Tea Party movements can be co-opted. False prophets can be elected. But in the bigger picture, it may not be so important. There is a process. It is ongoing and larger than any single individual. And it is not controllable anymore than the eventual ramifications of the Gutenberg press were controllable. The American political cycle is getting shorter and shorter not because people are impatient but because people increasingly DON'T BELIEVE in statist solutions. Even if they can't verbalize it, more and more they don't believe in them. Why should they? The Internet is steadily revealing a whole new paradigm, one that was lost for more than a century.

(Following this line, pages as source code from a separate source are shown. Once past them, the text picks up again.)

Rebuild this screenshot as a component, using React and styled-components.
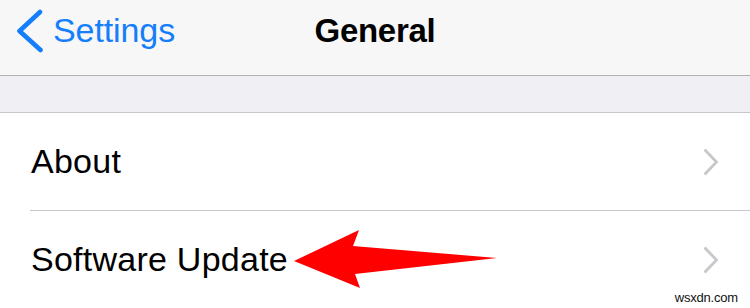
import React from "react";
import styled, { createGlobalStyle } from "styled-components";

const GlobalStyle = createGlobalStyle`
  html, body {
    margin: 0;
    padding: 0;
    background: #ffffff;
  }
  body {
    font-family: "Liberation Sans", Arial, sans-serif;
    overflow: hidden;
  }
`;

function BackChevron() {
  return (
    <svg width="30" height="44" viewBox="0 0 30 44">
      <polyline
        points="25,3 4.5,22 25.5,41"
        fill="none"
        stroke="#157efb"
        strokeWidth="4.6"
        strokeLinecap="round"
        strokeLinejoin="round"
      />
    </svg>
  );
}

function Disclosure() {
  return (
    <svg width="18" height="28" viewBox="0 0 18 28">
      <polyline
        points="3.5,2.5 14.5,14 3.5,25.5"
        fill="none"
        stroke="#c7c7cc"
        strokeWidth="2.8"
        strokeLinecap="square"
      />
    </svg>
  );
}

function RedArrow() {
  return (
    <svg width="204" height="60" viewBox="0 0 204 60">
      <polygon
        points="0,31 65,0 59,16 203,28 61,44 66,58"
        fill="#ff0000"
      />
    </svg>
  );
}

function App() {
  return (
    <Page>
      <GlobalStyle />
      <NavBar>
        <BackButton>
          <BackChevron />
          <span>Settings</span>
        </BackButton>
        <Title>General</Title>
        <div />
      </NavBar>
      <SectionGap />
      <Group>
        <Cell>
          <CellLabel>About</CellLabel>
          <Disclosure />
        </Cell>
        <Cell last>
          <LabelWrap>
            <CellLabel>Software Update</CellLabel>
            <RedArrow />
          </LabelWrap>
          <Disclosure />
        </Cell>
      </Group>
      <Watermark>wsxdn.com</Watermark>
    </Page>
  );
}

export default App;

const Page = styled.div`
  position: relative;
  width: 750px;
  height: 308px;
  overflow: hidden;
  background: #ffffff;
`;

const NavBar = styled.div`
  display: grid;
  grid-template-columns: 1fr auto 1fr;
  align-items: center;
  height: 76px;
  padding-bottom: 14px;
  box-sizing: border-box;
  background: #f7f7f8;
  border-bottom: 1px solid #b2b2b6;
`;

const BackButton = styled.div`
  display: flex;
  align-items: center;
  gap: 8px;
  padding-left: 15px;
  color: #157efb;
  font-size: 34px;
  letter-spacing: -0.1px;
`;

const Title = styled.div`
  font-size: 33px;
  font-weight: 700;
  color: #000000;
  letter-spacing: -0.3px;
`;

const SectionGap = styled.div`
  height: 36px;
  background: #efeff4;
  border-bottom: 1px solid #c8c7cc;
`;

const Group = styled.div`
  display: flex;
  flex-direction: column;
  padding-left: 30px;
  background: #ffffff;
`;

const Cell = styled.div`
  display: flex;
  align-items: center;
  justify-content: space-between;
  height: 97px;
  padding-right: 30px;
  border-bottom: ${(p) => (p.last ? "none" : "1px solid #c8c7cc")};
`;

const LabelWrap = styled.div`
  display: flex;
  align-items: center;
  gap: 6px;
`;

const CellLabel = styled.span`
  font-size: 34px;
  color: #000000;
  padding-left: 1px;
  letter-spacing: 0.25px;
`;

const Watermark = styled.div`
  position: absolute;
  right: 12px;
  bottom: 3px;
  font-family: "Liberation Sans", Arial, sans-serif;
  font-size: 13px;
  letter-spacing: -0.2px;
  color: #111111;
`;
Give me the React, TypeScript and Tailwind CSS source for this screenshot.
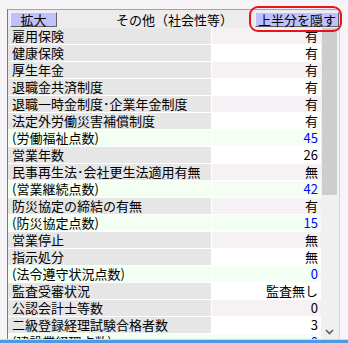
import React from "react";

type Row = { label: string; value: string; point?: boolean };

const rows: Row[] = [
    { label: "雇用保険", value: "有" },
    { label: "健康保険", value: "有" },
    { label: "厚生年金", value: "有" },
    { label: "退職金共済制度", value: "有" },
    { label: "退職一時金制度･企業年金制度", value: "有" },
    { label: "法定外労働災害補償制度", value: "有" },
    { label: "(労働福祉点数)", value: "45", point: true },
    { label: "営業年数", value: "26" },
    { label: "民事再生法･会社更生法適用有無", value: "無" },
    { label: "(営業継続点数)", value: "42", point: true },
    { label: "防災協定の締結の有無", value: "有" },
    { label: "(防災協定点数)", value: "15", point: true },
    { label: "営業停止", value: "無" },
    { label: "指示処分", value: "無" },
    { label: "(法令遵守状況点数)", value: "0", point: true },
    { label: "監査受審状況", value: "監査無し" },
    { label: "公認会計士等数", value: "0" },
    { label: "二級登録経理試験合格者数", value: "3" },
    { label: "(建設業経理点数)", value: "0", point: true },
];

function valueBg(r: Row, i: number) {
    if (r.point) return "bg-[#f3fff3]";
    return i % 2 === 0 ? "bg-[#f5f1f5]" : "bg-white";
}

export default function App() {
    return (
        <div className="relative w-[348px] h-[343px] overflow-hidden bg-[#f6f4f6] font-['Noto_Sans_CJK_JP',sans-serif] text-[13px] leading-[16px] text-black">
            <div className="ml-[7px] mt-[9px] w-[333px] h-[330px] border-l border-t border-l-[#7a7a7a] border-t-[#a4a4a4] border-r border-r-[#d6d6d6] flex flex-col">
                {/* header */}
                <div className="h-[18px] grid grid-cols-[1fr_auto_1fr] items-start bg-[#ececec] pl-[2px] pt-[2px]">
                    <div>
                        <button className="w-[47px] h-[15px] bg-[#c0c0fc] border-t border-l border-t-[#eeeeff] border-l-[#eeeeff] border-r border-b border-r-[#606060] border-b-[#606060] text-[13px] leading-[13px] text-center">
                            拡大
                        </button>
                    </div>
                    <div className="text-center leading-[15px]">その他（社会性等）</div>
                    <div className="flex justify-end">
                        <button className="w-[84px] h-[15px] bg-[#c0c0fc] border-t border-l border-t-[#eeeeff] border-l-[#eeeeff] border-r border-b border-r-[#606060] border-b-[#606060] text-[13px] leading-[13px] text-center">
                            上半分を隠す
                        </button>
                    </div>
                </div>

                {/* body */}
                <div className="flex h-[311px] overflow-hidden">
                    <div className="w-[313px] flex flex-col">
                        {rows.map((r, i) => (
                            <div key={i} className="flex shrink-0 h-[17px] border-b border-white">
                                <div className={`w-[204px] pl-[4px] whitespace-nowrap border-r border-white ${r.point ? "bg-[#f3fff3]" : "bg-[#e6e6e6]"}`}>
                                    {r.label}
                                </div>
                                <div className={`flex-1 pr-[3px] text-right ${valueBg(r, i)} ${r.point ? "text-[#0000ff]" : "text-black"}`}>
                                    {r.value}
                                </div>
                            </div>
                        ))}
                    </div>
                    <div className="w-[18px] bg-[#f0f0f0] pl-[1px] pr-[2px] flex flex-col">
                        <div className="h-[167px] bg-[#cdcdcd]" />
                        <div className="flex-1" />
                        <div className="h-[10px] mb-[2px] flex items-center justify-center">
                            <svg width="9" height="6" viewBox="0 0 9 6">
                                <path d="M1 1 L4.5 4.5 L8 1" fill="none" stroke="#606060" strokeWidth="1.6" />
                            </svg>
                        </div>
                    </div>
                </div>
            </div>

            {/* bottom bar */}
            <div className="h-[4px] border-t border-[#bfe0f8] bg-[#4a9ae6]" />

            {/* red highlight */}
            <div className="absolute left-[249px] top-[6px] w-[93px] h-[26px] border-2 border-[#e8141c] rounded-[9px]" />
        </div>
    );
}
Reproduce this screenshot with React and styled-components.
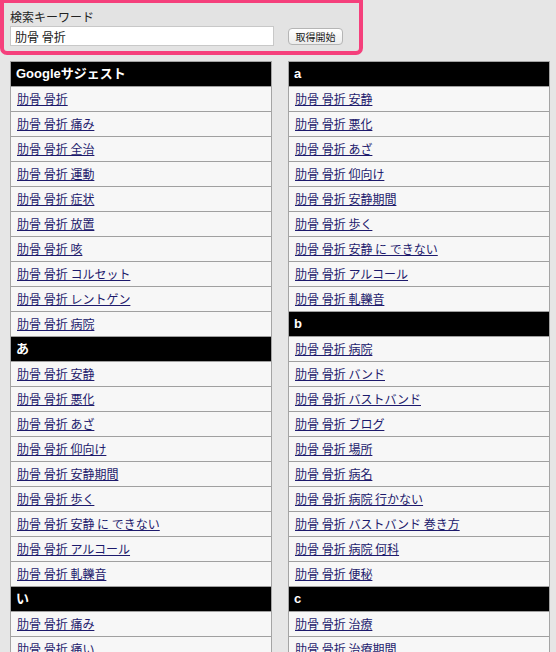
import React from 'react';
import styled, { createGlobalStyle } from 'styled-components';

const GlobalStyle = createGlobalStyle`
  html, body {
    margin: 0;
    padding: 0;
    background: #e6e6e6;
  }
  body {
    font-family: "Liberation Sans", "Noto Sans CJK JP", sans-serif;
    color: #111;
  }
`;

const kw = '肋骨 骨折';

const leftColumn = [
  { title: 'Googleサジェスト', items: ['', '痛み', '全治', '運動', '症状', '放置', '咳', 'コルセット', 'レントゲン', '病院'] },
  { title: 'あ', items: ['安静', '悪化', 'あざ', '仰向け', '安静期間', '歩く', '安静 に できない', 'アルコール', '軋轢音'] },
  { title: 'い', items: ['痛み', '痛い', '痛み 期間', '痛み止め'] },
];

const rightColumn = [
  { title: 'a', items: ['安静', '悪化', 'あざ', '仰向け', '安静期間', '歩く', '安静 に できない', 'アルコール', '軋轢音'] },
  { title: 'b', items: ['病院', 'バンド', 'バストバンド', 'ブログ', '場所', '病名', '病院 行かない', 'バストバンド 巻き方', '病院 何科', '便秘'] },
  { title: 'c', items: ['治療', '治療期間', '治療法', '治る'] },
];

const App = () => {
  return (
    <Page>
      <GlobalStyle />
      <SearchBox>
        <Label>検索キーワード</Label>
        <SearchRow>
          <KeywordInput defaultValue={kw} />
          <StartButton>取得開始</StartButton>
        </SearchRow>
      </SearchBox>

      <Columns>
        {[leftColumn, rightColumn].map((col, ci) => (
          <Column key={ci}>
            {col.map(group => (
              <React.Fragment key={group.title}>
                <GroupHeader>{group.title}</GroupHeader>
                {group.items.map((item, i) => (
                  <Row key={i}>
                    <SuggestLink href="#">{item ? `${kw} ${item}` : kw}</SuggestLink>
                  </Row>
                ))}
              </React.Fragment>
            ))}
          </Column>
        ))}
      </Columns>
    </Page>
  );
};

export default App;

const Page = styled.div`
  width: 556px;
  height: 652px;
  overflow: hidden;
`;

const SearchBox = styled.div`
  box-sizing: border-box;
  width: 363px;
  height: 55px;
  border: 4px solid #f5407c;
  border-top-width: 3px;
  border-radius: 0 0 7px 7px;
  background: #e3e3e3;
  padding: 6px 0 0 6px;
`;

const Label = styled.div`
  font-size: 12px;
  line-height: 16px;
  font-family: "Noto Sans CJK JP", sans-serif;
  color: #222;
`;

const SearchRow = styled.div`
  display: flex;
  align-items: center;
  margin-top: 1px;
`;

const KeywordInput = styled.input`
  box-sizing: border-box;
  width: 264px;
  height: 20px;
  border: 1px solid #c8c8c8;
  background: #fff;
  padding: 0 4px;
  margin: 0;
  font-size: 12px;
  font-family: "Noto Sans CJK JP", sans-serif;
  color: #222;
  outline: none;
`;

const StartButton = styled.button`
  box-sizing: border-box;
  margin-left: 14px;
  width: 55px;
  height: 17px;
  padding: 0;
  border: 1px solid #b5b5b5;
  border-radius: 4px;
  background: linear-gradient(#ffffff, #ececec);
  font-size: 10px;
  line-height: 15px;
  font-family: "Noto Sans CJK JP", sans-serif;
  color: #222;
`;

const Columns = styled.div`
  display: flex;
  gap: 16px;
  padding: 6px 0 0 10px;
`;

const Column = styled.div`
  box-sizing: border-box;
  width: 262px;
  border: 1px solid #a4a4a4;
  border-bottom: none;
  background: #f7f7f7;
`;

const GroupHeader = styled.div`
  height: 24px;
  line-height: 24px;
  border-bottom: 1px solid #a0a0a0;
  background: #000;
  color: #fff;
  font-weight: bold;
  font-size: 13px;
  padding-left: 5px;
`;

const Row = styled.div`
  height: 24px;
  line-height: 24px;
  border-bottom: 1px solid #a0a0a0;
  padding-left: 6px;
  font-size: 12px;
  font-family: "Noto Sans CJK JP", sans-serif;
`;

const SuggestLink = styled.a`
  color: #1d1a6c;
  text-decoration: underline;
`;
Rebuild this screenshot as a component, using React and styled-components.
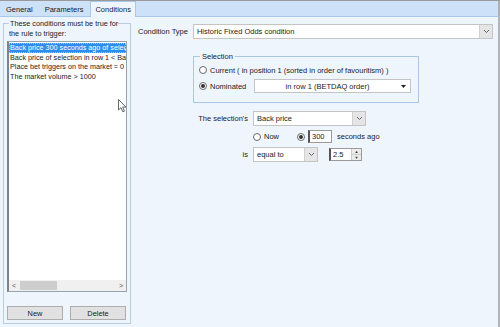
import React from "react";
import styled, { createGlobalStyle } from "styled-components";

const Global = createGlobalStyle`
  html, body { margin: 0; padding: 0; background: #ffffff; }
  body { font-family: "Liberation Sans", Arial, sans-serif; font-size: 7.5px; color: #1b1b1b; }
  * { box-sizing: border-box; }
`;

const Window = styled.div`
  width: 500px;
  height: 327px;
  display: flex;
  flex-direction: column;
  border-top: 1px solid #9a9a9a;
  overflow: hidden;
`;

const TabStrip = styled.div`
  height: 17px;
  background: #cde1f8;
  display: flex;
  align-items: flex-end;
  padding-left: 0;
  border-bottom: 1px solid #a9c9ec;
  border-right: 2px solid #b0b0b0;
`;

const Tab = styled.div`
  height: ${(p) => (p.$active ? "16px" : "14px")};
  padding: 0 ${(p) => (p.$active ? "4px" : "5px")};
  margin-bottom: ${(p) => (p.$active ? "-1px" : "0")};
  display: flex;
  align-items: center;
  font-size: 7.5px;
  color: #1a1a1a;
  background: ${(p) => (p.$active ? "#eef5fd" : "transparent")};
  border: ${(p) => (p.$active ? "1px solid #a9c9ec" : "1px solid transparent")};
  border-bottom: none;
  margin-left: ${(p) => (p.$active ? "1px" : "0")};
`;

const Body = styled.div`
  flex: 1;
  display: flex;
  background: #eef5fd;
  border-right: 2px solid #b4b4b4;
  border-bottom: 2px solid #bcd3ee;
  padding: 6px 0 3px 3px;
`;

const GroupBox = styled.div`
  width: 128px;
  border: 1px solid #b9cde2;
  display: flex;
  flex-direction: column;
  padding: 0 3px 3px 3px;
`;

const GroupTitle = styled.div`
  margin-top: -5px;
  padding: 0 3px 0 2px;
  width: 122px;
  line-height: 9.5px;
  font-size: 7.3px;
  span { background: #eef5fd; padding: 0 1px; }
`;

const ListBox = styled.div`
  position: relative;
  margin-top: 3px;
  height: 251px;
  background: #ffffff;
  border: 1px solid #9aa3ad;
  border-left: 2px solid #7c838c;
  display: flex;
  flex-direction: column;
  padding: 1px 0 0 0;
  overflow: hidden;
`;

const Items = styled.div`
  flex: 1;
`;

const Item = styled.div`
  height: 9.5px;
  line-height: 9.5px;
  white-space: nowrap;
  overflow: hidden;
  padding-left: 1px;
  font-size: 7.2px;
  color: ${(p) => (p.$sel ? "#ffffff" : "#1b1b1b")};
  background: ${(p) => (p.$sel ? "#2f8df0" : "transparent")};
  outline: ${(p) => (p.$sel ? "1px dotted #9cc9f8" : "none")};
  outline-offset: -1px;
`;

const HScroll = styled.div`
  height: 11px;
  background: #f0f0f0;
  display: flex;
  align-items: center;
  padding: 0 3px;
  font-size: 7px;
  color: #555;
`;

const Thumb = styled.div`
  width: 37px;
  height: 9px;
  background: #cdcdcd;
  margin-left: 4px;
`;

const Spacer = styled.div`
  flex: 1;
`;

const ButtonRow = styled.div`
  display: flex;
  gap: 7px;
  margin-top: 14px;
`;

const Button = styled.div`
  width: 56px;
  height: 14px;
  background: #e1e1e1;
  border: 1px solid #adadad;
  display: flex;
  align-items: center;
  justify-content: center;
  font-size: 7.4px;
  color: #222;
`;

const Cursor = styled.svg`
  position: absolute;
  left: 109px;
  top: 57px;
`;

const Right = styled.div`
  flex: 1;
  display: flex;
  flex-direction: column;
  padding: 0 5px 0 7px;
`;

const TypeRow = styled.div`
  display: flex;
  align-items: center;
  gap: 5px;
  margin-top: 1px;
`;

const Label = styled.span`
  font-size: 7.5px;
  white-space: nowrap;
`;

const Select = styled.div`
  width: ${(p) => p.$w};
  flex: ${(p) => (p.$grow ? 1 : "none")};
  height: ${(p) => p.$h || "15px"};
  background: #ffffff;
  border: 1px solid #c4c4c4;
  display: flex;
  align-items: center;
  font-size: 7.5px;
  padding-left: 3px;
`;

const SelectText = styled.span`
  flex: 1;
  white-space: nowrap;
  text-align: ${(p) => (p.$center ? "center" : "left")};
`;

const ArrowBox = styled.div`
  width: 13px;
  height: 100%;
  background: ${(p) => (p.$plain ? "transparent" : "#e5e5e5")};
  border-left: ${(p) => (p.$plain ? "none" : "1px solid #d0d0d0")};
  display: flex;
  align-items: center;
  justify-content: center;
`;

const SelectionBox = styled.div`
  margin: 17px 0 0 55px;
  width: 226px;
  height: 47px;
  border: 1px solid #a9c6e3;
  padding: 6px 7px 0 5px;
  display: flex;
  flex-direction: column;
  gap: 2px;
`;

const BoxTitle = styled.div`
  margin-top: -11px;
  margin-left: 1px;
  font-size: 7.5px;
  span { background: #eef5fd; padding: 0 2px; }
`;

const RadioRow = styled.div`
  display: flex;
  align-items: center;
  height: 14px;
  gap: 3px;
  font-size: 7.5px;
`;

const Radio = styled.span`
  width: 8px;
  height: 8px;
  border-radius: 50%;
  border: 1px solid #6a6a6a;
  background: #fff;
  display: inline-flex;
  align-items: center;
  justify-content: center;
  flex: none;
  &::after {
    content: "";
    width: 4px;
    height: 4px;
    border-radius: 50%;
    background: ${(p) => (p.$on ? "#333" : "transparent")};
  }
`;

const Grid = styled.div`
  display: grid;
  grid-template-columns: 110px auto;
  column-gap: 5px;
  row-gap: 4px;
  margin-top: 8px;
  align-items: center;
`;

const RLabel = styled.span`
  text-align: right;
  font-size: 7.5px;
`;

const Inline = styled.div`
  display: flex;
  align-items: center;
  gap: ${(p) => p.$gap || "3px"};
`;

const TextBox = styled.div`
  width: ${(p) => p.$w};
  height: 13px;
  background: #fff;
  border: 1px solid #9a9a9a;
  border-left: 2px solid #555;
  display: flex;
  align-items: center;
  padding-left: 2px;
  font-size: 7.5px;
`;

const Spinner = styled.div`
  width: 10px;
  height: 100%;
  margin-left: auto;
  display: flex;
  flex-direction: column;
  border-left: 1px solid #ccc;
`;

const SpinHalf = styled.div`
  flex: 1;
  background: #ececec;
  border-bottom: ${(p) => (p.$top ? "1px solid #ccc" : "none")};
  display: flex;
  align-items: center;
  justify-content: center;
  font-size: 4px;
  line-height: 1;
  color: #333;
`;

const Chevron = () => (
  <svg width="7" height="5" viewBox="0 0 7 5">
    <path d="M1 1 L3.5 3.5 L6 1" fill="none" stroke="#666" strokeWidth="1" />
  </svg>
);

const Tri = () => (
  <svg width="5" height="3" viewBox="0 0 5 3">
    <path d="M0 0 H5 L2.5 3 Z" fill="#222" />
  </svg>
);

export default function App() {
  return (
    <>
      <Global />
      <Window>
        <TabStrip>
          <Tab>General</Tab>
          <Tab>Parameters</Tab>
          <Tab $active>Conditions</Tab>
        </TabStrip>
        <Body>
          <GroupBox>
            <GroupTitle>
              <span>These conditions must be true for the rule to trigger:</span>
            </GroupTitle>
            <ListBox>
              <Items>
                <Item $sel>Back price 300 seconds ago of selection in row 1</Item>
                <Item>Back price of selection in row 1 &lt; Back price</Item>
                <Item>Place bet triggers on the market = 0</Item>
                <Item>The market volume &gt; 1000</Item>
              </Items>
              <HScroll>
                <span>&lt;</span>
                <Thumb />
                <Spacer />
                <span>&gt;</span>
              </HScroll>
              <Cursor width="9" height="14" viewBox="0 0 9 14">
                <path d="M0.5 0.5 V11 L3 8.6 L4.8 12.8 L6.4 12.1 L4.7 8.1 H8 Z" fill="#fff" stroke="#555" strokeWidth="0.9" />
              </Cursor>
            </ListBox>
            <ButtonRow>
              <Button>New</Button>
              <Button>Delete</Button>
            </ButtonRow>
          </GroupBox>
          <Right>
            <TypeRow>
              <Label>Condition Type</Label>
              <Select $grow>
                <SelectText>Historic Fixed Odds condition</SelectText>
                <ArrowBox><Chevron /></ArrowBox>
              </Select>
            </TypeRow>
            <SelectionBox>
              <BoxTitle><span>Selection</span></BoxTitle>
              <RadioRow>
                <Radio />
                <span>Current ( in position 1 (sorted in order of favouritism) )</span>
              </RadioRow>
              <RadioRow>
                <Radio $on />
                <span style={{ width: "49px" }}>Nominated</span>
                <Select $w="157px" $h="14px">
                  <SelectText $center>in row 1 (BETDAQ order)</SelectText>
                  <ArrowBox $plain><Tri /></ArrowBox>
                </Select>
              </RadioRow>
            </SelectionBox>
            <Grid>
              <RLabel>The selection's</RLabel>
              <Select $w="113px">
                <SelectText>Back price</SelectText>
                <ArrowBox><Chevron /></ArrowBox>
              </Select>
              <span />
              <Inline $gap="3px">
                <Radio />
                <Label style={{ marginRight: "15px" }}>Now</Label>
                <Radio $on />
                <TextBox $w="24px">300</TextBox>
                <Label style={{ marginLeft: "2px" }}>seconds ago</Label>
              </Inline>
              <RLabel>is</RLabel>
              <Inline $gap="11px">
                <Select $w="65px">
                  <SelectText>equal to</SelectText>
                  <ArrowBox><Chevron /></ArrowBox>
                </Select>
                <TextBox $w="33px">
                  2.5
                  <Spinner>
                    <SpinHalf $top>▲</SpinHalf>
                    <SpinHalf>▼</SpinHalf>
                  </Spinner>
                </TextBox>
              </Inline>
            </Grid>
          </Right>
        </Body>
      </Window>
    </>
  );
}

In America, new economic ideas that feature freedom and personal responsibility are becoming more popular because the initial pre-Civil war culture was based on them – and the Internet is unearthing them once more for an appreciative audience. In fact, we believe the next set of dominant social themes to come under challenge will be the authoritarian ones. The war on terror, rendition, socialist (state) justice, the various domestic spying activities such as warrantless wiretapping – all these will inevitably receive more pushback as the power of the Internet continues to grow.

After Thoughts

Shall we be fearful? In the real world, George Orwell's terrible (promotional) vision does always not win. History shows us otherwise. The power elite may eventually have to take a step back, and then two. They are impatient for global government but over the next years and decades, we think there is a possibility they will be grateful to settle for what they've got or even much less. They rush forward, but their promotions are blowing up around them, and their progress will likely grow no easier. No matter the manipulations, the fear-based memes, the elaborately plotted layer of control – it may all continue to unravel. Heck, we think we may even see the day when a private gold and silver standard makes a comeback.